The Bernie Campaign is Exposing the Lack of Democracy in Labor Unions
A Collateral effect of the B.S. campaign is that for the first time in decades, workers are getting frustrated with the leaderships of their labor unions. While the major labor federations of the AFL-CIO and Change to Win coalitions have endorsed Clinton without consulting with the membership, the platform “Labor for Bernie” is growing and exposing the corrupt and bureaucratic management of unions.
Currently, 8 national federations have supported Sanders: the CNA (nurses), NUHW (healthcare workers), UE (electricians), CWA (communication workers), APWU (postal workers), ATU (transport workers) and ILWU (port workers/longshoremen). Also, more than 90 locals have endorsed in defiance with their national federation that has endorsed Clinton.

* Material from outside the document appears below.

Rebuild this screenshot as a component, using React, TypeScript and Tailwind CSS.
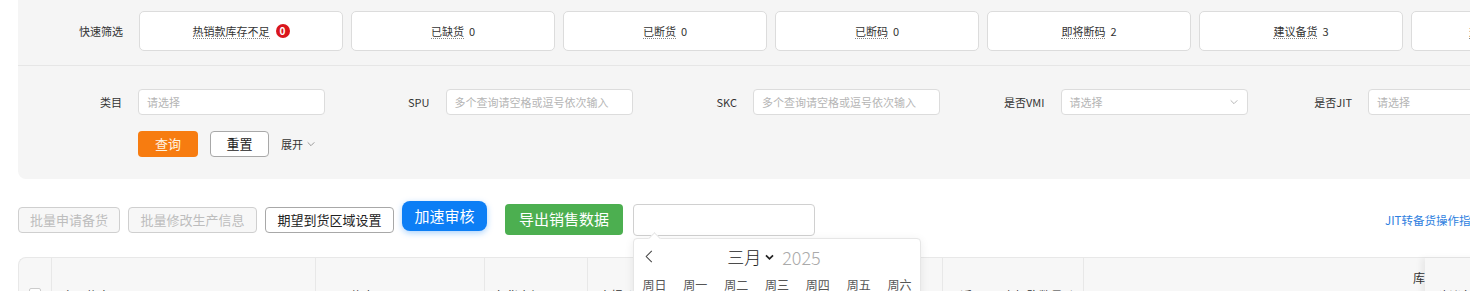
import React from "react";

const cards: { label: string; value: string; badge?: boolean }[] = [
  { label: "热销款库存不足", value: "0", badge: true },
  { label: "已缺货", value: "0" },
  { label: "已断货", value: "0" },
  { label: "已断码", value: "0" },
  { label: "即将断码", value: "2" },
  { label: "建议备货", value: "3" },
  { label: "热销款即将缺货", value: "1" },
];

const fields: { label: string; placeholder: string; select?: boolean }[] = [
  { label: "类目", placeholder: "请选择" },
  { label: "SPU", placeholder: "多个查询请空格或逗号依次输入" },
  { label: "SKC", placeholder: "多个查询请空格或逗号依次输入" },
  { label: "是否VMI", placeholder: "请选择", select: true },
  { label: "是否JIT", placeholder: "请选择" },
];

const weekdays = ["周日", "周一", "周二", "周三", "周四", "周五", "周六"];

function ChevronDown({ className }: { className?: string }) {
  return (
    <svg viewBox="0 0 12 12" className={className} fill="none" stroke="currentColor" strokeWidth="1">
      <path d="M2 4l4 4 4-4" />
    </svg>
  );
}

export default function App() {
  return (
    <div className="relative w-[1470px] h-[291px] overflow-hidden bg-white font-['Noto_Sans_CJK_SC','Noto_Sans',sans-serif] text-[#333]">
      {/* filter panel */}
      <div className="ml-[18px] w-[1500px] bg-[#f5f5f5] rounded-bl-[8px]">
        {/* quick filter */}
        <div className="flex h-[66px] border-b border-[#e6e6e6] pt-[11px]">
          <div className="w-[105px] shrink-0 text-right text-[11px] leading-[40px] text-[#333]">快速筛选</div>
          <div className="ml-[16px] flex gap-[8px]">
            {cards.map((c) => (
              <div
                key={c.label}
                className="flex h-[40px] w-[204px] shrink-0 items-center justify-center rounded-[5px] border border-[#dcdcdc] bg-white text-[11px] text-[#333]"
              >
                <span className="border-b border-dotted border-[#888] leading-[14px]">{c.label}</span>
                {c.badge ? (
                  <span className="ml-[6px] flex h-[14px] w-[14px] items-center justify-center rounded-full bg-[#d9161c] text-[10px] font-bold leading-none text-white">
                    {c.value}
                  </span>
                ) : (
                  <span className="ml-[5px] leading-[14px]">{c.value}</span>
                )}
              </div>
            ))}
          </div>
        </div>

        {/* form */}
        <div className="flex pt-[23px]">
          {fields.map((f) => (
            <div key={f.label} className="flex w-[307.5px] shrink-0 items-center">
              <div className="w-[104px] shrink-0 text-right text-[11px] text-[#333]">{f.label}</div>
              <div className="ml-[16px] flex h-[26px] w-[187px] shrink-0 items-center justify-between rounded-[4px] border border-[#dcdcdc] bg-white px-[8px] text-[11px] text-[#b5b5b5]">
                <span>{f.placeholder}</span>
                {f.select && <ChevronDown className="h-[10px] w-[10px] text-[#aaa]" />}
              </div>
            </div>
          ))}
        </div>
        <div className="flex items-center pb-[22px] pl-[120px] pt-[16px]">
          <button className="h-[26px] w-[60px] shrink-0 rounded-[4px] bg-[#f77c10] text-[13px] text-[#fff4e2]">查询</button>
          <button className="ml-[12px] h-[26px] w-[59px] shrink-0 rounded-[4px] border border-[#a8a8a8] bg-white text-[13px] text-[#222]">重置</button>
          <span className="ml-[12px] flex items-center text-[11px] text-[#333]">
            展开
            <ChevronDown className="ml-[3px] h-[10px] w-[10px] text-[#888]" />
          </span>
        </div>
      </div>

      {/* toolbar */}
      <div className="ml-[18px] mt-[22px] flex w-[1500px] items-start">
        <button className="mt-[6px] h-[26px] w-[102px] shrink-0 rounded-[4px] border border-[#cfcfcf] bg-[#f7f7f7] text-[13px] text-[#bdbdbd]">批量申请备货</button>
        <button className="ml-[8px] mt-[6px] h-[26px] w-[129px] shrink-0 rounded-[4px] border border-[#cfcfcf] bg-[#f7f7f7] text-[13px] text-[#bdbdbd]">批量修改生产信息</button>
        <button className="ml-[8px] mt-[6px] h-[26px] w-[129px] shrink-0 rounded-[4px] border border-[#a8a8a8] bg-white text-[13px] text-[#222]">期望到货区域设置</button>
        <button className="ml-[8px] h-[30px] w-[85px] shrink-0 rounded-[8px] bg-[#0c7ef5] text-[15px] text-white shadow-[0_2px_6px_rgba(12,126,245,0.35)]">加速审核</button>
        <button className="ml-[18px] mt-[3px] h-[31px] w-[118px] shrink-0 rounded-[4px] bg-[#4caf50] text-[15px] text-white">导出销售数据</button>
        <div className="ml-[10px] mt-[3px] h-[32px] w-[182px] shrink-0 rounded-[4px] border border-[#d0d0d0] bg-white" />
        <span className="ml-[570px] mt-[11px] shrink-0 whitespace-nowrap text-[11.5px] text-[#2f7fe0]">JIT转备货操作指南</span>
      </div>

      {/* table header */}
      <div className="ml-[18px] mt-[21px] flex h-[80px] w-[1500px] rounded-tl-[8px] border-l border-t border-[#e8e8e8] bg-[#f7f7f7] text-[12px] text-[#333]">
        <div className="flex w-[33px] shrink-0 justify-center border-r border-[#e8e8e8] pt-[30px]">
          <div className="h-[12px] w-[12px] rounded-[2px] border border-[#ccc] bg-white" />
        </div>
        <div className="w-[264px] shrink-0 border-r border-[#e8e8e8] pl-[10px] pt-[29px]">产品信息</div>
        <div className="w-[169px] shrink-0 border-r border-[#e8e8e8] pl-[11px] pt-[29px]">SKU信息</div>
        <div className="w-[103px] shrink-0 border-r border-[#e8e8e8] pl-[9px] pt-[29px]">备货金级</div>
        <div className="w-[355px] shrink-0 border-r border-[#e8e8e8] pl-[11px] pt-[29px]">申报价格</div>
        <div className="w-[141px] shrink-0 border-r border-[#e8e8e8] pl-[17px] pt-[29px]">近7日用户加购数量 ▲</div>
        <div className="w-[341px] shrink-0 pt-[11px] text-right">
          <span className="mr-[-12px]">库存</span>
        </div>
        <div className="relative z-10 w-[200px] shrink-0 bg-[#f7f7f7] pl-[12px] pt-[29px] shadow-[-4px_0_6px_rgba(0,0,0,0.06)]">建议备货数量</div>
      </div>

      {/* calendar popup */}
      <div className="absolute left-[633px] top-[238px] z-20 h-[80px] w-[288px] rounded-[4px] border border-[#e6e6e6] bg-white shadow-[0_2px_10px_rgba(0,0,0,0.08)]">
        <div className="absolute left-[16px] top-[-5px] h-[9px] w-[9px] rotate-45 border-l border-t border-[#e6e6e6] bg-white" />
        <div className="relative flex h-[36px] items-center justify-center">
          <svg viewBox="0 0 8 14" className="absolute left-[11px] top-[11px] h-[13px] w-[8px] text-[#444]" fill="none" stroke="currentColor" strokeWidth="1.1">
            <path d="M7 1L1 7l6 6" />
          </svg>
          <div className="ml-[-6px] flex items-center">
            <span className="text-[17px] font-light text-[#222]">三月</span>
            <svg viewBox="0 0 10 8" className="ml-[4px] h-[7px] w-[9px] text-[#222]" fill="none" stroke="currentColor" strokeWidth="2">
              <path d="M1 1.5l4 4 4-4" />
            </svg>
            <span className="ml-[8px] text-[18px] font-light text-[#aaa]">2025</span>
          </div>
        </div>
        <div className="grid grid-cols-7 pt-[1px] text-center text-[12px] text-[#555]">
          {weekdays.map((w) => (
            <span key={w}>{w}</span>
          ))}
        </div>
      </div>
    </div>
  );
}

This situation has been particularly upsetting for workers ands union activists as Sanders has clearly a pro-labor platform & raises more radical demands then the union leaders themselves, while Clinton has a terrible record of respecting union rights (she has served on the board of Walmart!) and is even opposed to the $15 minimum wage! How can federations like AFSCME, SEIU, UNITE HERE and UFCW support Clinton when she clearly opposes the most basic demands that represent the needs of their own membership?
This is why it is important to demand a democratic and transparent process in all locals in order to discuss political endorsements. In this process, members will have a chance to share their opinions and discuss in a collective fashion on what should be the political stance of the union. No political endorsement is really meaningful of a positive political change if it is done in a bureaucratic, top-down way. Even an endorsement for Sanders! Democracy is the watermark of radical politics, so let’s learn from the 2016 campaign to make real changes in our unions!
Sanders: Break with the DP and openly support all of the struggles of working people and oppressed sectors!
We need to build an independent working class front of activists and organizations to fight for our demands!
ALL OUT for May Day! Full Immigrant Rights to ALL! Stop the Raids!